'''
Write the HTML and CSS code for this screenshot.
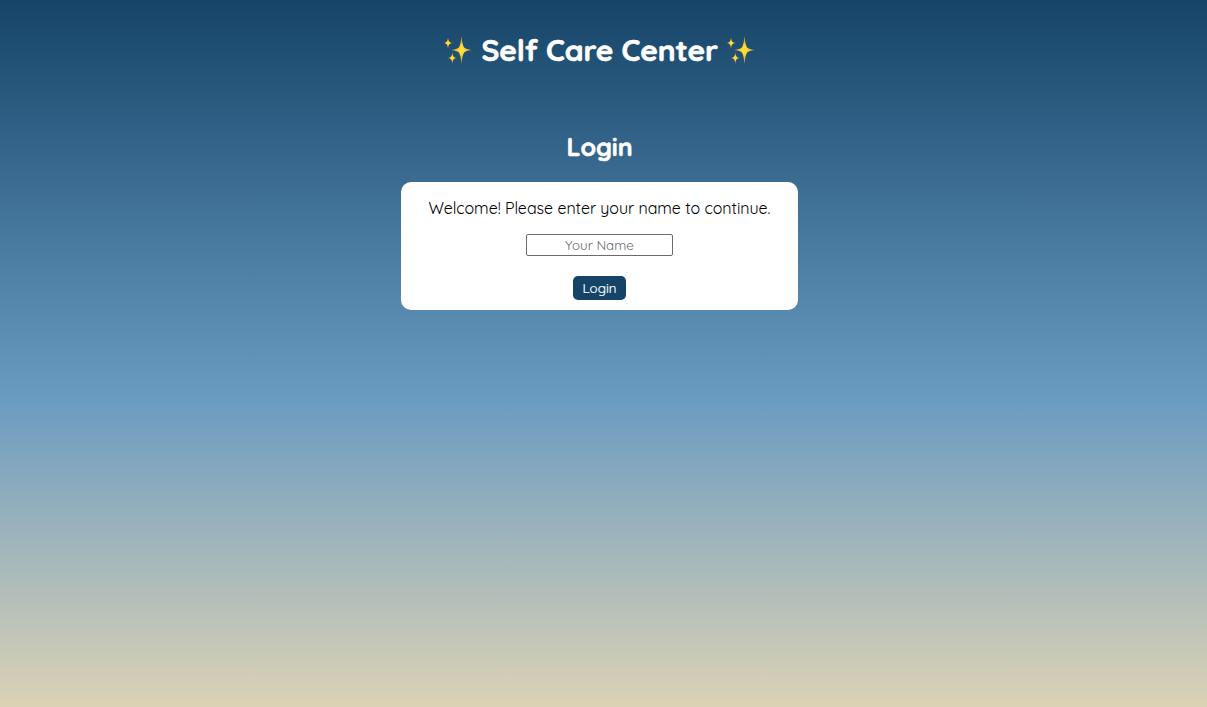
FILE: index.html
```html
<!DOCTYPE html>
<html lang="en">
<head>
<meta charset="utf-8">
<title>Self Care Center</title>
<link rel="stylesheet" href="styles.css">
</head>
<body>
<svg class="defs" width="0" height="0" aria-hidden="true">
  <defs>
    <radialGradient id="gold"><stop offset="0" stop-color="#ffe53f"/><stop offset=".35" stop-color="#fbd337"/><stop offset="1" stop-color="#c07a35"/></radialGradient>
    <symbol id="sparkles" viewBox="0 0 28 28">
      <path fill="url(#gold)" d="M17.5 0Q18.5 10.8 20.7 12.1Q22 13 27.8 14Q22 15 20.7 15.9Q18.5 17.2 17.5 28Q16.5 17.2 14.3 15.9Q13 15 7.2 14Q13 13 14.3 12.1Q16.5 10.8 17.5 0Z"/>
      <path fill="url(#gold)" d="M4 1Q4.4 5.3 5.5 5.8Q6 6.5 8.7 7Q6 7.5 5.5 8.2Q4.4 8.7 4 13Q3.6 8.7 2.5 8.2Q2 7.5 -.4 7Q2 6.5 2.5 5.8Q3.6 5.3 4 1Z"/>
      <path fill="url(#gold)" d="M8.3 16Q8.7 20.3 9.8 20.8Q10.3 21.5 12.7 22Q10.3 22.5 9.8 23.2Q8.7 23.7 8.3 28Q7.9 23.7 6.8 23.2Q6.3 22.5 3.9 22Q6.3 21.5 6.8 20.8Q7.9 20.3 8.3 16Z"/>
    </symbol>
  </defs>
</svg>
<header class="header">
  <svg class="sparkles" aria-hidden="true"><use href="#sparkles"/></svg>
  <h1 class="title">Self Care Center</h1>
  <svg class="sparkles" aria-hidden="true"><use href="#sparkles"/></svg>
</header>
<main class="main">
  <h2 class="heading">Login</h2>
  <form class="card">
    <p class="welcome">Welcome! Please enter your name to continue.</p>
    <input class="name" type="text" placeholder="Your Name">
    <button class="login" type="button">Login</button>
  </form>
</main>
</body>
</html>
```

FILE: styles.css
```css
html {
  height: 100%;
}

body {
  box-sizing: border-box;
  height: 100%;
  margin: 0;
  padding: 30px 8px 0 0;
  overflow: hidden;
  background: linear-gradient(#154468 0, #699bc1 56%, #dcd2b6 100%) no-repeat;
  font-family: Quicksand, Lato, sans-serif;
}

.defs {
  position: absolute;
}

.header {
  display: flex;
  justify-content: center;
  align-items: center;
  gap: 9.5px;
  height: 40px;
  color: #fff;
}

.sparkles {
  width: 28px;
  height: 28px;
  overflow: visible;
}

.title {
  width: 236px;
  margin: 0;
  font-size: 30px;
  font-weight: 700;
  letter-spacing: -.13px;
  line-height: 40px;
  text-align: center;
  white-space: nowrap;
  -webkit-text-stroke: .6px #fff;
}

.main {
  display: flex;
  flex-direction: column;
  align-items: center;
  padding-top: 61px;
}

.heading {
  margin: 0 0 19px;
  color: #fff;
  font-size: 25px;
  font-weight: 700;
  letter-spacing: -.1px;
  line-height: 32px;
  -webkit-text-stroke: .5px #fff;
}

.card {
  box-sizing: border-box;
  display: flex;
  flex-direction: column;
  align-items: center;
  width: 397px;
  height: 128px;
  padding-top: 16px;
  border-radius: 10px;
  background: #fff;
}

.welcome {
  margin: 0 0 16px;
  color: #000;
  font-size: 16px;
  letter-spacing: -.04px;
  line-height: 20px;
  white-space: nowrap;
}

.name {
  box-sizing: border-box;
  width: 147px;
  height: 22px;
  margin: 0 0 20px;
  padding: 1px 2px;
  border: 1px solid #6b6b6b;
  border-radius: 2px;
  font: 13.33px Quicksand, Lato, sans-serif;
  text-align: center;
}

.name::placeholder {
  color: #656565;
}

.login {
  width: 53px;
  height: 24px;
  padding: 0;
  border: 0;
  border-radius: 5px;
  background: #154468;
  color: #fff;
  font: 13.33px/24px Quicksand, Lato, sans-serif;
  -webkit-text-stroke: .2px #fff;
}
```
'''
■ **Short exercise**
Copy out the whole listing exactly, and don't carry over any pictures.

■ **Response to this exercise**
Write the HTML and CSS code for this screenshot.
FILE: index.html
```html
<!DOCTYPE html>
<html lang="en">
<head>
<meta charset="utf-8">
<title>Self Care Center</title>
<link rel="stylesheet" href="styles.css">
</head>
<body>
<svg class="defs" width="0" height="0" aria-hidden="true">
  <defs>
    <radialGradient id="gold"><stop offset="0" stop-color="#ffe53f"/><stop offset=".35" stop-color="#fbd337"/><stop offset="1" stop-color="#c07a35"/></radialGradient>
    <symbol id="sparkles" viewBox="0 0 28 28">
      <path fill="url(#gold)" d="M17.5 0Q18.5 10.8 20.7 12.1Q22 13 27.8 14Q22 15 20.7 15.9Q18.5 17.2 17.5 28Q16.5 17.2 14.3 15.9Q13 15 7.2 14Q13 13 14.3 12.1Q16.5 10.8 17.5 0Z"/>
      <path fill="url(#gold)" d="M4 1Q4.4 5.3 5.5 5.8Q6 6.5 8.7 7Q6 7.5 5.5 8.2Q4.4 8.7 4 13Q3.6 8.7 2.5 8.2Q2 7.5 -.4 7Q2 6.5 2.5 5.8Q3.6 5.3 4 1Z"/>
      <path fill="url(#gold)" d="M8.3 16Q8.7 20.3 9.8 20.8Q10.3 21.5 12.7 22Q10.3 22.5 9.8 23.2Q8.7 23.7 8.3 28Q7.9 23.7 6.8 23.2Q6.3 22.5 3.9 22Q6.3 21.5 6.8 20.8Q7.9 20.3 8.3 16Z"/>
    </symbol>
  </defs>
</svg>
<header class="header">
  <svg class="sparkles" aria-hidden="true"><use href="#sparkles"/></svg>
  <h1 class="title">Self Care Center</h1>
  <svg class="sparkles" aria-hidden="true"><use href="#sparkles"/></svg>
</header>
<main class="main">
  <h2 class="heading">Login</h2>
  <form class="card">
    <p class="welcome">Welcome! Please enter your name to continue.</p>
    <input class="name" type="text" placeholder="Your Name">
    <button class="login" type="button">Login</button>
  </form>
</main>
</body>
</html>
```

FILE: styles.css
```css
html {
  height: 100%;
}

body {
  box-sizing: border-box;
  height: 100%;
  margin: 0;
  padding: 30px 8px 0 0;
  overflow: hidden;
  background: linear-gradient(#154468 0, #699bc1 56%, #dcd2b6 100%) no-repeat;
  font-family: Quicksand, Lato, sans-serif;
}

.defs {
  position: absolute;
}

.header {
  display: flex;
  justify-content: center;
  align-items: center;
  gap: 9.5px;
  height: 40px;
  color: #fff;
}

.sparkles {
  width: 28px;
  height: 28px;
  overflow: visible;
}

.title {
  width: 236px;
  margin: 0;
  font-size: 30px;
  font-weight: 700;
  letter-spacing: -.13px;
  line-height: 40px;
  text-align: center;
  white-space: nowrap;
  -webkit-text-stroke: .6px #fff;
}

.main {
  display: flex;
  flex-direction: column;
  align-items: center;
  padding-top: 61px;
}

.heading {
  margin: 0 0 19px;
  color: #fff;
  font-size: 25px;
  font-weight: 700;
  letter-spacing: -.1px;
  line-height: 32px;
  -webkit-text-stroke: .5px #fff;
}

.card {
  box-sizing: border-box;
  display: flex;
  flex-direction: column;
  align-items: center;
  width: 397px;
  height: 128px;
  padding-top: 16px;
  border-radius: 10px;
  background: #fff;
}

.welcome {
  margin: 0 0 16px;
  color: #000;
  font-size: 16px;
  letter-spacing: -.04px;
  line-height: 20px;
  white-space: nowrap;
}

.name {
  box-sizing: border-box;
  width: 147px;
  height: 22px;
  margin: 0 0 20px;
  padding: 1px 2px;
  border: 1px solid #6b6b6b;
  border-radius: 2px;
  font: 13.33px Quicksand, Lato, sans-serif;
  text-align: center;
}

.name::placeholder {
  color: #656565;
}

.login {
  width: 53px;
  height: 24px;
  padding: 0;
  border: 0;
  border-radius: 5px;
  background: #154468;
  color: #fff;
  font: 13.33px/24px Quicksand, Lato, sans-serif;
  -webkit-text-stroke: .2px #fff;
}
```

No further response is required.